Önceden toplumdaki adet ve gelenekleri eleştirmeye yoğunlaşan Hamavi, ülkesinde patlak veren savaşın ardından eserlerinde hayvanlarla insanların öldürme ve şiddet anlayışını karşılaştırmaya çalışıyor.
Resimlerini x ışınlarıyla görüyormuşçasına çizen Hamavi, kafatasına miğfer giydirdiği veya kafatasını içinde beyin yerine el bombasıyla resmettiği eserlerinde insanın içindeki şiddet duygusu ve vahşet eğilimini anlatmak istediğini ifade etti.
Suriye'de yaşanan iç savaşta önce "toplumdaki altüst olmuş fikirleri, gelenekleri" sorguladığını ifade eden Hamavi, 2011 yılında başlayan şiddet olaylarının, kendisinin ve tüm toplumun hayatına çok yönlü olumsuz etkileri olduğunu belirterek, şöyle konuştu:
"Başlangıçta ülkemde yaşanan olayları coşkuyla anlatmak istedim. Öldürme ve yıkım düşüncesi bütün işlerime hakim olmuştu. Herşeyi doğrudan anlatmaya çalışıyordum ancak bu sanatçı için bir tuzak.

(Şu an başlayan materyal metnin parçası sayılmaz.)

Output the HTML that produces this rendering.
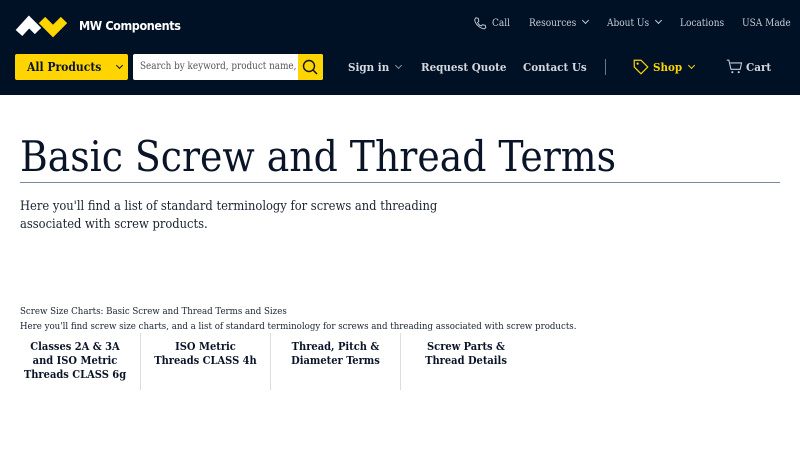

Sonrasında herşey zihnimde netleşmeye başladı."
"İnsan içgüdülerinin esiri oldu"
Eserlerinde insanların zihinlerinde barındırdıkları kötü fikirleri hayvan figürleriyle anlatmaya çalışan Hamavi, "Neden eşeği aptal, timsahı duygusuz, baykuşu şanssızlık alameti sayarız?" Ben hayvanları bu olumsuz anlayışlardan soyutlamak istedim. Havyan yemek için öldürüyor. İnsan ise içgüdülerinin esiri oldu ve öldürme fikri bütün benliğini sardı" diye konuştu.
Şam Üniversitesi Güzel Santlar Fakültesi'nden 2010 yılında mezun olan ve çok sayıda ortak sergide eserlerini sergileyen Hamavi, tek başına ilk sergisini Şam'da 2012 yılında "Toplum eksi 180 derece" ismiyle açmıştı.